■ Goal: Where a line contains the word "screenshot", copy that line in full.

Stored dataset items
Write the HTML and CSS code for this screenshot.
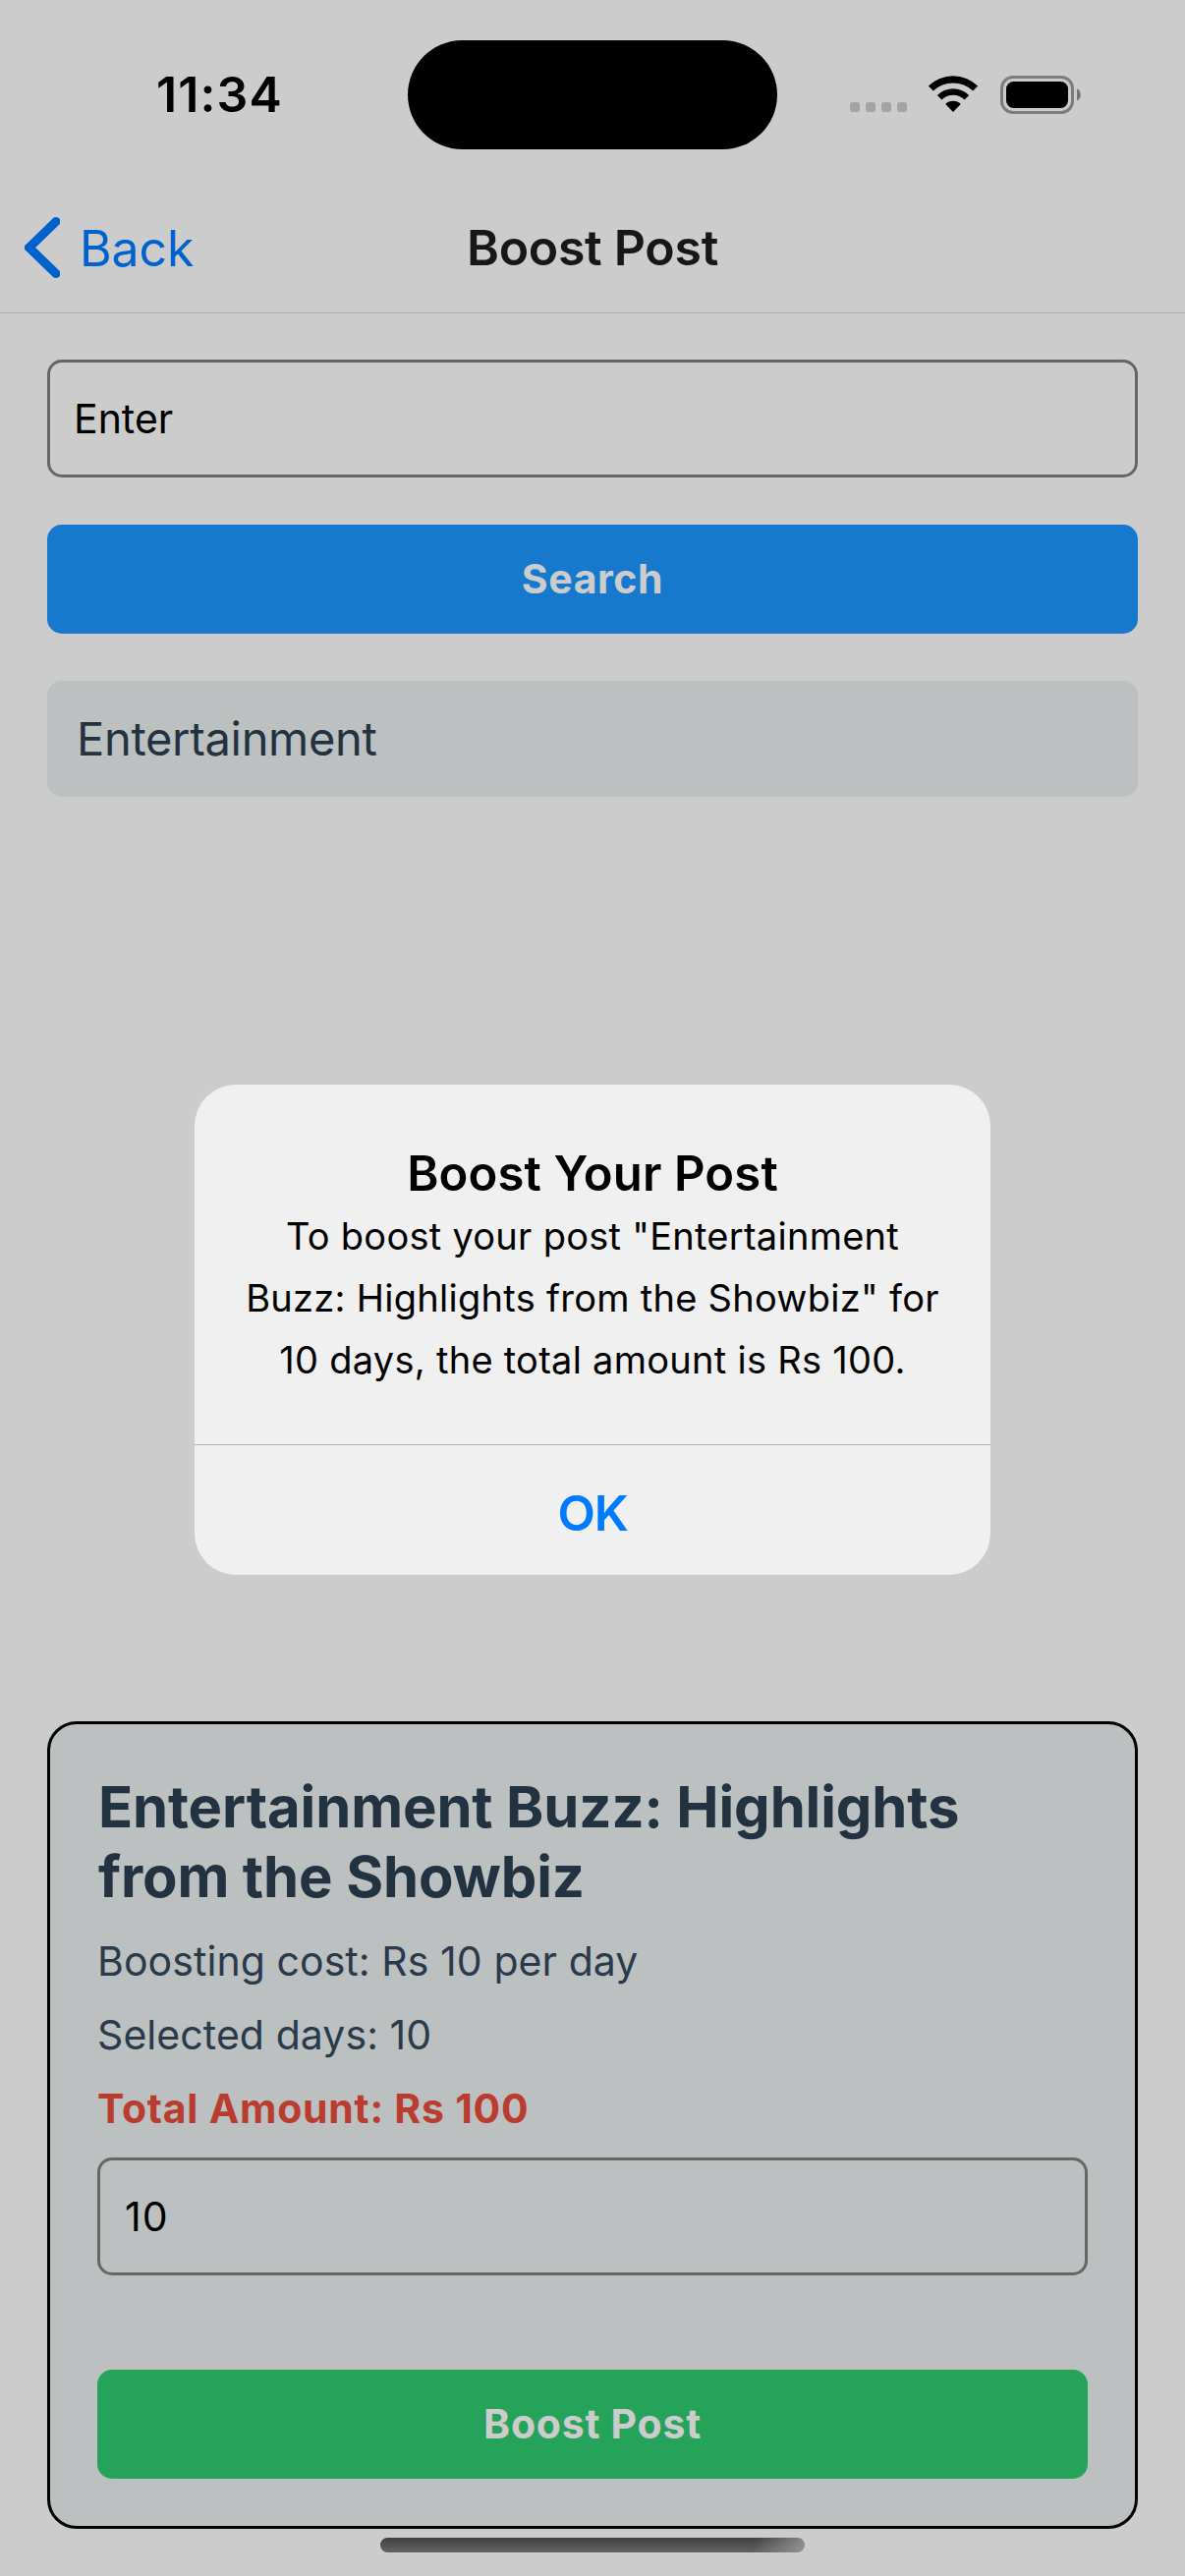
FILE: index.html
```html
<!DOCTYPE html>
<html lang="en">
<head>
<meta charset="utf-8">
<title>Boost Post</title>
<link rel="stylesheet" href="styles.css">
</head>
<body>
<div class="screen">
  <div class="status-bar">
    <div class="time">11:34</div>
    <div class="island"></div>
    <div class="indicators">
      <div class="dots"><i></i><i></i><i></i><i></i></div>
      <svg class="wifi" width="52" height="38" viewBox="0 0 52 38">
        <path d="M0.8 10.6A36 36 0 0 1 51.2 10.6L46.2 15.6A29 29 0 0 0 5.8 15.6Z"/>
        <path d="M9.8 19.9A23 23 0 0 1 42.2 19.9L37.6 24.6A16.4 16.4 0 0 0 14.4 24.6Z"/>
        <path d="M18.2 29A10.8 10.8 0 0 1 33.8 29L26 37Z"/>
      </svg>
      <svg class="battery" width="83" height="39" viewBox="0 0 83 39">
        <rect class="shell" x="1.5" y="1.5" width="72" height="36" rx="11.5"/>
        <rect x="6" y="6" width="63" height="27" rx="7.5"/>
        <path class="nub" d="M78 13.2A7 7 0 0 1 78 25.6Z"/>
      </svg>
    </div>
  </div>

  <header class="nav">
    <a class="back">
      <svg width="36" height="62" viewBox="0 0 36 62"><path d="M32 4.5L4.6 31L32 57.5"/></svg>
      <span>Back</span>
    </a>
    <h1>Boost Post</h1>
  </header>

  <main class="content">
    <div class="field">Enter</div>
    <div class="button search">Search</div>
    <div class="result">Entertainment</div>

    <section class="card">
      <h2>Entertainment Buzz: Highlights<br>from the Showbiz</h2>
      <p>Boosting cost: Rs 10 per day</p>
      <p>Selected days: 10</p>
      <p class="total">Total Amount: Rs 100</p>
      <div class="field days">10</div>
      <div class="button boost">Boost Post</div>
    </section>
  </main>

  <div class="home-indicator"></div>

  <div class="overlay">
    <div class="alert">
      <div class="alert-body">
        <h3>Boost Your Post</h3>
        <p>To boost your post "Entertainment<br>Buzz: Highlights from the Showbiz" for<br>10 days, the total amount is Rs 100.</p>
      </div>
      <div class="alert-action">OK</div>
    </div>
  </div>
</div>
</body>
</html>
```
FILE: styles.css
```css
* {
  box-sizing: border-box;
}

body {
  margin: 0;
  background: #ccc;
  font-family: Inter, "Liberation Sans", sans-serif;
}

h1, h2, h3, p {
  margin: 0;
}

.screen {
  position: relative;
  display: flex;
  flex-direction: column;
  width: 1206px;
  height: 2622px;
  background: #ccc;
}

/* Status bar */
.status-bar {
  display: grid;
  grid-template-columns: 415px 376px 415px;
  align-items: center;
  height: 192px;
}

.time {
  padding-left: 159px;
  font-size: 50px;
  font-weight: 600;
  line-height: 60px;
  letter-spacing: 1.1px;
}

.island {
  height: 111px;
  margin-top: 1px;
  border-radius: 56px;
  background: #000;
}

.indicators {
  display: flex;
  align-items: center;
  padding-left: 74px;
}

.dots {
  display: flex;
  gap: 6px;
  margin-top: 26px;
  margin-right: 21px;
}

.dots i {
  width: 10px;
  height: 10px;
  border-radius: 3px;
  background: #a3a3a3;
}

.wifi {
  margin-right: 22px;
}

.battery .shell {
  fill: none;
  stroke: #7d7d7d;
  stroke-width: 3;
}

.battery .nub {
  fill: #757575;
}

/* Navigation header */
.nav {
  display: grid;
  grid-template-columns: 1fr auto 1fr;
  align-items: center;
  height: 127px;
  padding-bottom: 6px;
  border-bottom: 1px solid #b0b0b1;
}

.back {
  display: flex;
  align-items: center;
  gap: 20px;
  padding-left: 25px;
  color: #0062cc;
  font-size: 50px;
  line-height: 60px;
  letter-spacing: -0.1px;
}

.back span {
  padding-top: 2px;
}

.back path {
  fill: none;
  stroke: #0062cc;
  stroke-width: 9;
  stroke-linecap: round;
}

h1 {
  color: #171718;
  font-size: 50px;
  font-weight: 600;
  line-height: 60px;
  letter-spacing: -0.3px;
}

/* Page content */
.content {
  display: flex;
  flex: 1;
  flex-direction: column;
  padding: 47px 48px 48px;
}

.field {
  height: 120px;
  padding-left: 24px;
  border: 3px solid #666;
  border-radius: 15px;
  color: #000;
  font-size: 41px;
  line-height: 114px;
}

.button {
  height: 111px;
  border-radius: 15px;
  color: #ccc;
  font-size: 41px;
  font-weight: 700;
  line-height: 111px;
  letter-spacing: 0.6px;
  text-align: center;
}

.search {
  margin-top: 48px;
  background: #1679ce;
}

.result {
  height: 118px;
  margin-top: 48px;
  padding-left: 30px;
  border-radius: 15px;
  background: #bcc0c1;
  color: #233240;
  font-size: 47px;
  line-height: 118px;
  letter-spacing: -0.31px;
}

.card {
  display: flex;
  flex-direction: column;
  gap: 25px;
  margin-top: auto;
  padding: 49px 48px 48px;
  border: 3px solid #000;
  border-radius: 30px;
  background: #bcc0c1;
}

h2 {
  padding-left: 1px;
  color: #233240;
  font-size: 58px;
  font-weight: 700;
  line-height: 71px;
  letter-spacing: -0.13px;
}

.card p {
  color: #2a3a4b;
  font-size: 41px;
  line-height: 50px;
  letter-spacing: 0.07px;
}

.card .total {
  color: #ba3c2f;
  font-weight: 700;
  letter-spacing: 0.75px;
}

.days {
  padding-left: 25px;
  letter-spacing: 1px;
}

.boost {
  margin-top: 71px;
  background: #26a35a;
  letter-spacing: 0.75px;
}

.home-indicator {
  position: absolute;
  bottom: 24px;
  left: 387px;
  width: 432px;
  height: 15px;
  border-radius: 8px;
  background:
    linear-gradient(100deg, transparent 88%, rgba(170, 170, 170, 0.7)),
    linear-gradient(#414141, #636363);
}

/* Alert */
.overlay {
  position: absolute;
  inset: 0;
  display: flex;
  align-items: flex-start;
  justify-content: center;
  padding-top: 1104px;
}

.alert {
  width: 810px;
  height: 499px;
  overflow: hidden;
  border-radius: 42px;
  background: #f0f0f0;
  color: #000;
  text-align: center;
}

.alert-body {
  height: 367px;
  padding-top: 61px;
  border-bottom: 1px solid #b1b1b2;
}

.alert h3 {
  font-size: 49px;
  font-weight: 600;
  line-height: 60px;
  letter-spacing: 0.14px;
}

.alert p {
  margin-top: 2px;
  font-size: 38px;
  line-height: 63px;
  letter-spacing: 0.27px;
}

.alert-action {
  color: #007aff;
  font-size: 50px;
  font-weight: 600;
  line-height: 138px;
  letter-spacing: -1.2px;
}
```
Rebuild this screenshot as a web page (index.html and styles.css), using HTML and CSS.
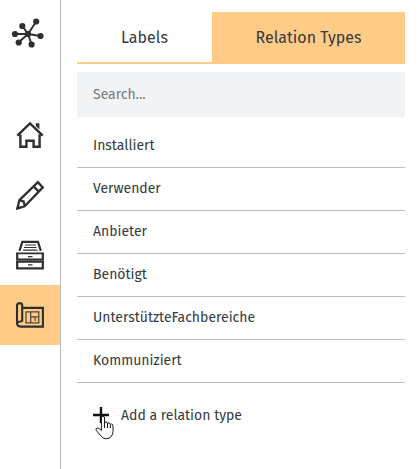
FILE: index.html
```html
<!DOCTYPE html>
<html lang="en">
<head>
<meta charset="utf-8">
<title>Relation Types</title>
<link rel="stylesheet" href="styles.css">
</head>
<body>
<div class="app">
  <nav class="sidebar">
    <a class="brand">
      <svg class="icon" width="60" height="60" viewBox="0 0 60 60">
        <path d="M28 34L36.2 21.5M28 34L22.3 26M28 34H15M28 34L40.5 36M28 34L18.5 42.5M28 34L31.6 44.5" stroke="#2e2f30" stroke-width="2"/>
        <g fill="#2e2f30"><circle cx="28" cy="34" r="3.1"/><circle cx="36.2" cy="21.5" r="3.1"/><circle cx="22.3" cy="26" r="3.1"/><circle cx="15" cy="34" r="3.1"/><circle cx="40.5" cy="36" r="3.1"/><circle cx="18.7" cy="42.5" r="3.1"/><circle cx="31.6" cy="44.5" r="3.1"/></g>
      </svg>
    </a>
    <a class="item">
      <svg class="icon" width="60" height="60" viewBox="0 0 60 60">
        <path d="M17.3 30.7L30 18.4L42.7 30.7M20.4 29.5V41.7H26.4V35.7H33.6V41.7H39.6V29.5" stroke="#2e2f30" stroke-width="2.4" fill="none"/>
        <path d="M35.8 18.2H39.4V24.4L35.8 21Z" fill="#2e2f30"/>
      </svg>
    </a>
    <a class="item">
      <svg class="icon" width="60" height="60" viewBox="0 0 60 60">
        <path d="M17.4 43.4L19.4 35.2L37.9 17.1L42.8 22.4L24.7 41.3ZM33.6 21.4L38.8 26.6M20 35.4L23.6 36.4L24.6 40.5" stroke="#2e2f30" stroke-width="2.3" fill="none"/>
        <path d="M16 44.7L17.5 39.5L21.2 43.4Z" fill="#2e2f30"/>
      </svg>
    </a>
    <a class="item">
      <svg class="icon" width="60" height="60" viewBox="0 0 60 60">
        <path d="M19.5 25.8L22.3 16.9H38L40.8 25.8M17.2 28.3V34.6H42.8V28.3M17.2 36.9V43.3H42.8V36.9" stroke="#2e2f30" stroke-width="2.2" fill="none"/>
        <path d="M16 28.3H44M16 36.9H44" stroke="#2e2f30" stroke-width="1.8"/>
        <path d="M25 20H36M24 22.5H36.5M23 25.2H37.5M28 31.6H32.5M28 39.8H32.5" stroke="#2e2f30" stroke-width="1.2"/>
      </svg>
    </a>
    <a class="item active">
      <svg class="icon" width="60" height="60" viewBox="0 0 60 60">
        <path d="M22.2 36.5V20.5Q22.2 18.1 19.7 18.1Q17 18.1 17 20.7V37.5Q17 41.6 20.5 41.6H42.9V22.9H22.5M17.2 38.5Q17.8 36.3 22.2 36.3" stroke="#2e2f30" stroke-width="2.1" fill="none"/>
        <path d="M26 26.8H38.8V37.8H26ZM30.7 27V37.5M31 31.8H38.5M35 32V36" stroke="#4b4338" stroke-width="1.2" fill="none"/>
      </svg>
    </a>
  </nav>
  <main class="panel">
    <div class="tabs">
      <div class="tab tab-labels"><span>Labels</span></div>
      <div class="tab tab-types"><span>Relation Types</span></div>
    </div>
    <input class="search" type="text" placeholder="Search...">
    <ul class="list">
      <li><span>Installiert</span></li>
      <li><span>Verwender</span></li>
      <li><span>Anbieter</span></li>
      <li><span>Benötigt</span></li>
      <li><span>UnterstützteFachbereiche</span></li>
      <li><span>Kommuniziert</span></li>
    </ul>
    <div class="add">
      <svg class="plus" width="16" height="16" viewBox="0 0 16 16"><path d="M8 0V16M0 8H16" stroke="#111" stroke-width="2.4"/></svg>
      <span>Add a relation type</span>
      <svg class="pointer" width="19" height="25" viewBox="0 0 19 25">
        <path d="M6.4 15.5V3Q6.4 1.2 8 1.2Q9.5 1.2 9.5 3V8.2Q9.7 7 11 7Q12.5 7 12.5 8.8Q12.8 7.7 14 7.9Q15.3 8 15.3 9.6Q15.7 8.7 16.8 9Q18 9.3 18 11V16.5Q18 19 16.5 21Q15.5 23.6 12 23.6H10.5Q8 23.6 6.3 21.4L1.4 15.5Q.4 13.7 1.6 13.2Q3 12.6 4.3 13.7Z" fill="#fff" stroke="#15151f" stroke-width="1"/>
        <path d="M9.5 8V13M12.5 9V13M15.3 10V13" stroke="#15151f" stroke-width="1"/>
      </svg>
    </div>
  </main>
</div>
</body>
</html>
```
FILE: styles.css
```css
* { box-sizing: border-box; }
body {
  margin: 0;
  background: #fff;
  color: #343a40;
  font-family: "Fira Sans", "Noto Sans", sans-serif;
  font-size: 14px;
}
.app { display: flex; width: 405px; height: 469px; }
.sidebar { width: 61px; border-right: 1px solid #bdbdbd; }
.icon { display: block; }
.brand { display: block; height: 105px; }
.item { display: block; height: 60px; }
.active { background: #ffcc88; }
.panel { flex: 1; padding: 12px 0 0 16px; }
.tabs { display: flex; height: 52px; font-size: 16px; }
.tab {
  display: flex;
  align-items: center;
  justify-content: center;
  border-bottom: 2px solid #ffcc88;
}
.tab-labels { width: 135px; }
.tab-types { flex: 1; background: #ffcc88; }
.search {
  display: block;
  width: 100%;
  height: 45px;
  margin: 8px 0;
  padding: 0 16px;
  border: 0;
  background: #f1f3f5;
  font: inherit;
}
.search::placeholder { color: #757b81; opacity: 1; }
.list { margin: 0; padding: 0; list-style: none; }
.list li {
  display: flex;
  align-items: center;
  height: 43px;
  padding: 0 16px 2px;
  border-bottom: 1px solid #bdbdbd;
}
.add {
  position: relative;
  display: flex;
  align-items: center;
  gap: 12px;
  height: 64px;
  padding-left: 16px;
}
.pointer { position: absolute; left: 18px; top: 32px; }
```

■ Exercise output:
Write the HTML and CSS code for this screenshot.
Rebuild this screenshot as a web page (index.html and styles.css), using HTML and CSS.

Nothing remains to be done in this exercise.